▼
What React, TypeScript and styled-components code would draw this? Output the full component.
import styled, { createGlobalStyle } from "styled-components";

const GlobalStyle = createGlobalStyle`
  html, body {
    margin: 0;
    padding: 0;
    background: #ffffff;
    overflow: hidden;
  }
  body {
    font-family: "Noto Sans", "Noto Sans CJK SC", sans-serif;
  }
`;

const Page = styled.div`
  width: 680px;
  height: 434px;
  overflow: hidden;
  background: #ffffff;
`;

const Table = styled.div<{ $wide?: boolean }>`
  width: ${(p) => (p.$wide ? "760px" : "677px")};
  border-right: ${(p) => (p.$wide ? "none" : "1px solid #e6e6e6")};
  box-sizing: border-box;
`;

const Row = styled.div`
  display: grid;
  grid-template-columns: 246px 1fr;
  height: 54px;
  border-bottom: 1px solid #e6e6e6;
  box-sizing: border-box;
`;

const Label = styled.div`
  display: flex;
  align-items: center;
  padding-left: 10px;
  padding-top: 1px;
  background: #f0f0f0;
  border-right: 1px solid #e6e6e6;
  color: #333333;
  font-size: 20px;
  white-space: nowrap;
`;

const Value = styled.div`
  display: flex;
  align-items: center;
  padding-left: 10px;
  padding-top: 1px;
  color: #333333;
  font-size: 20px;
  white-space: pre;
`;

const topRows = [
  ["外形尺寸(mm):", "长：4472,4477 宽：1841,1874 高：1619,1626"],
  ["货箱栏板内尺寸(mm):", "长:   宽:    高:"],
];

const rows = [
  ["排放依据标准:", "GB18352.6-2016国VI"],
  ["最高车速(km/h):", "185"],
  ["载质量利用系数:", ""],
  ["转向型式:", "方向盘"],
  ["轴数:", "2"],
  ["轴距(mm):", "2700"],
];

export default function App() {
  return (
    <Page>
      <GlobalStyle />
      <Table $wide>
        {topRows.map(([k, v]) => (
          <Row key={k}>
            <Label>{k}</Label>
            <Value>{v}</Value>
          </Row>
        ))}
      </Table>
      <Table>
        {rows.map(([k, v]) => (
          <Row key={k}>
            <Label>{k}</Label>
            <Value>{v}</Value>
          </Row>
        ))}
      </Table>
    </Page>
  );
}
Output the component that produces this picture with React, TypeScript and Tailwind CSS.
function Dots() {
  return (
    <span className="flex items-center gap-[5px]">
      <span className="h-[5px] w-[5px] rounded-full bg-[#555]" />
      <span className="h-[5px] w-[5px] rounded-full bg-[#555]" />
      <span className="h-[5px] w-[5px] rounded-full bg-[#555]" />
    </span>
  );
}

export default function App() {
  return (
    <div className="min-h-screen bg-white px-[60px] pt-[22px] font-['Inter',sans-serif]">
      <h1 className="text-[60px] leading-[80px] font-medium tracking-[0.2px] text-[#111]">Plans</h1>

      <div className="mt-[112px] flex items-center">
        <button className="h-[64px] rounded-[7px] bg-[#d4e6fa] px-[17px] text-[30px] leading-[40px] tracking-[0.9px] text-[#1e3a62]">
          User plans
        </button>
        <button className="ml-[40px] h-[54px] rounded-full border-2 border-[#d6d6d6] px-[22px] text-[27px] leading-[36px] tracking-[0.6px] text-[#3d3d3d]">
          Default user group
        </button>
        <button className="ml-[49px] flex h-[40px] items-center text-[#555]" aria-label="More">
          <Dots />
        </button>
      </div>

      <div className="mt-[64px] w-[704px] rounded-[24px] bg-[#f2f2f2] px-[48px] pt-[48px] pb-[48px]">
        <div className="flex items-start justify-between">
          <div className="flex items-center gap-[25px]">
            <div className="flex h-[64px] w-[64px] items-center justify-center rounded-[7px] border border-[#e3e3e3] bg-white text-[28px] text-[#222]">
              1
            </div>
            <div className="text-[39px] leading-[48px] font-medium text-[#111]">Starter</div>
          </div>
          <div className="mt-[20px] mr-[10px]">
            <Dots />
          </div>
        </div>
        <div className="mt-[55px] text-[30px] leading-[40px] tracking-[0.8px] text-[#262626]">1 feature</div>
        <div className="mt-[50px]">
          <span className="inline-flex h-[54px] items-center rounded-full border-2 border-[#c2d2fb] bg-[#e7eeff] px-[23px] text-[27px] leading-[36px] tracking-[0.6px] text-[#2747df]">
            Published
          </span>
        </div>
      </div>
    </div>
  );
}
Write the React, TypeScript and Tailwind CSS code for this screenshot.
▲
> Description of the task:
Can you restate every record above word for word?

> Complete answer:
What React, TypeScript and styled-components code would draw this? Output the full component.
import styled, { createGlobalStyle } from "styled-components";

const GlobalStyle = createGlobalStyle`
  html, body {
    margin: 0;
    padding: 0;
    background: #ffffff;
    overflow: hidden;
  }
  body {
    font-family: "Noto Sans", "Noto Sans CJK SC", sans-serif;
  }
`;

const Page = styled.div`
  width: 680px;
  height: 434px;
  overflow: hidden;
  background: #ffffff;
`;

const Table = styled.div<{ $wide?: boolean }>`
  width: ${(p) => (p.$wide ? "760px" : "677px")};
  border-right: ${(p) => (p.$wide ? "none" : "1px solid #e6e6e6")};
  box-sizing: border-box;
`;

const Row = styled.div`
  display: grid;
  grid-template-columns: 246px 1fr;
  height: 54px;
  border-bottom: 1px solid #e6e6e6;
  box-sizing: border-box;
`;

const Label = styled.div`
  display: flex;
  align-items: center;
  padding-left: 10px;
  padding-top: 1px;
  background: #f0f0f0;
  border-right: 1px solid #e6e6e6;
  color: #333333;
  font-size: 20px;
  white-space: nowrap;
`;

const Value = styled.div`
  display: flex;
  align-items: center;
  padding-left: 10px;
  padding-top: 1px;
  color: #333333;
  font-size: 20px;
  white-space: pre;
`;

const topRows = [
  ["外形尺寸(mm):", "长：4472,4477 宽：1841,1874 高：1619,1626"],
  ["货箱栏板内尺寸(mm):", "长:   宽:    高:"],
];

const rows = [
  ["排放依据标准:", "GB18352.6-2016国VI"],
  ["最高车速(km/h):", "185"],
  ["载质量利用系数:", ""],
  ["转向型式:", "方向盘"],
  ["轴数:", "2"],
  ["轴距(mm):", "2700"],
];

export default function App() {
  return (
    <Page>
      <GlobalStyle />
      <Table $wide>
        {topRows.map(([k, v]) => (
          <Row key={k}>
            <Label>{k}</Label>
            <Value>{v}</Value>
          </Row>
        ))}
      </Table>
      <Table>
        {rows.map(([k, v]) => (
          <Row key={k}>
            <Label>{k}</Label>
            <Value>{v}</Value>
          </Row>
        ))}
      </Table>
    </Page>
  );
}
Output the component that produces this picture with React, TypeScript and Tailwind CSS.
function Dots() {
  return (
    <span className="flex items-center gap-[5px]">
      <span className="h-[5px] w-[5px] rounded-full bg-[#555]" />
      <span className="h-[5px] w-[5px] rounded-full bg-[#555]" />
      <span className="h-[5px] w-[5px] rounded-full bg-[#555]" />
    </span>
  );
}

export default function App() {
  return (
    <div className="min-h-screen bg-white px-[60px] pt-[22px] font-['Inter',sans-serif]">
      <h1 className="text-[60px] leading-[80px] font-medium tracking-[0.2px] text-[#111]">Plans</h1>

      <div className="mt-[112px] flex items-center">
        <button className="h-[64px] rounded-[7px] bg-[#d4e6fa] px-[17px] text-[30px] leading-[40px] tracking-[0.9px] text-[#1e3a62]">
          User plans
        </button>
        <button className="ml-[40px] h-[54px] rounded-full border-2 border-[#d6d6d6] px-[22px] text-[27px] leading-[36px] tracking-[0.6px] text-[#3d3d3d]">
          Default user group
        </button>
        <button className="ml-[49px] flex h-[40px] items-center text-[#555]" aria-label="More">
          <Dots />
        </button>
      </div>

      <div className="mt-[64px] w-[704px] rounded-[24px] bg-[#f2f2f2] px-[48px] pt-[48px] pb-[48px]">
        <div className="flex items-start justify-between">
          <div className="flex items-center gap-[25px]">
            <div className="flex h-[64px] w-[64px] items-center justify-center rounded-[7px] border border-[#e3e3e3] bg-white text-[28px] text-[#222]">
              1
            </div>
            <div className="text-[39px] leading-[48px] font-medium text-[#111]">Starter</div>
          </div>
          <div className="mt-[20px] mr-[10px]">
            <Dots />
          </div>
        </div>
        <div className="mt-[55px] text-[30px] leading-[40px] tracking-[0.8px] text-[#262626]">1 feature</div>
        <div className="mt-[50px]">
          <span className="inline-flex h-[54px] items-center rounded-full border-2 border-[#c2d2fb] bg-[#e7eeff] px-[23px] text-[27px] leading-[36px] tracking-[0.6px] text-[#2747df]">
            Published
          </span>
        </div>
      </div>
    </div>
  );
}
Write the React, TypeScript and Tailwind CSS code for this screenshot.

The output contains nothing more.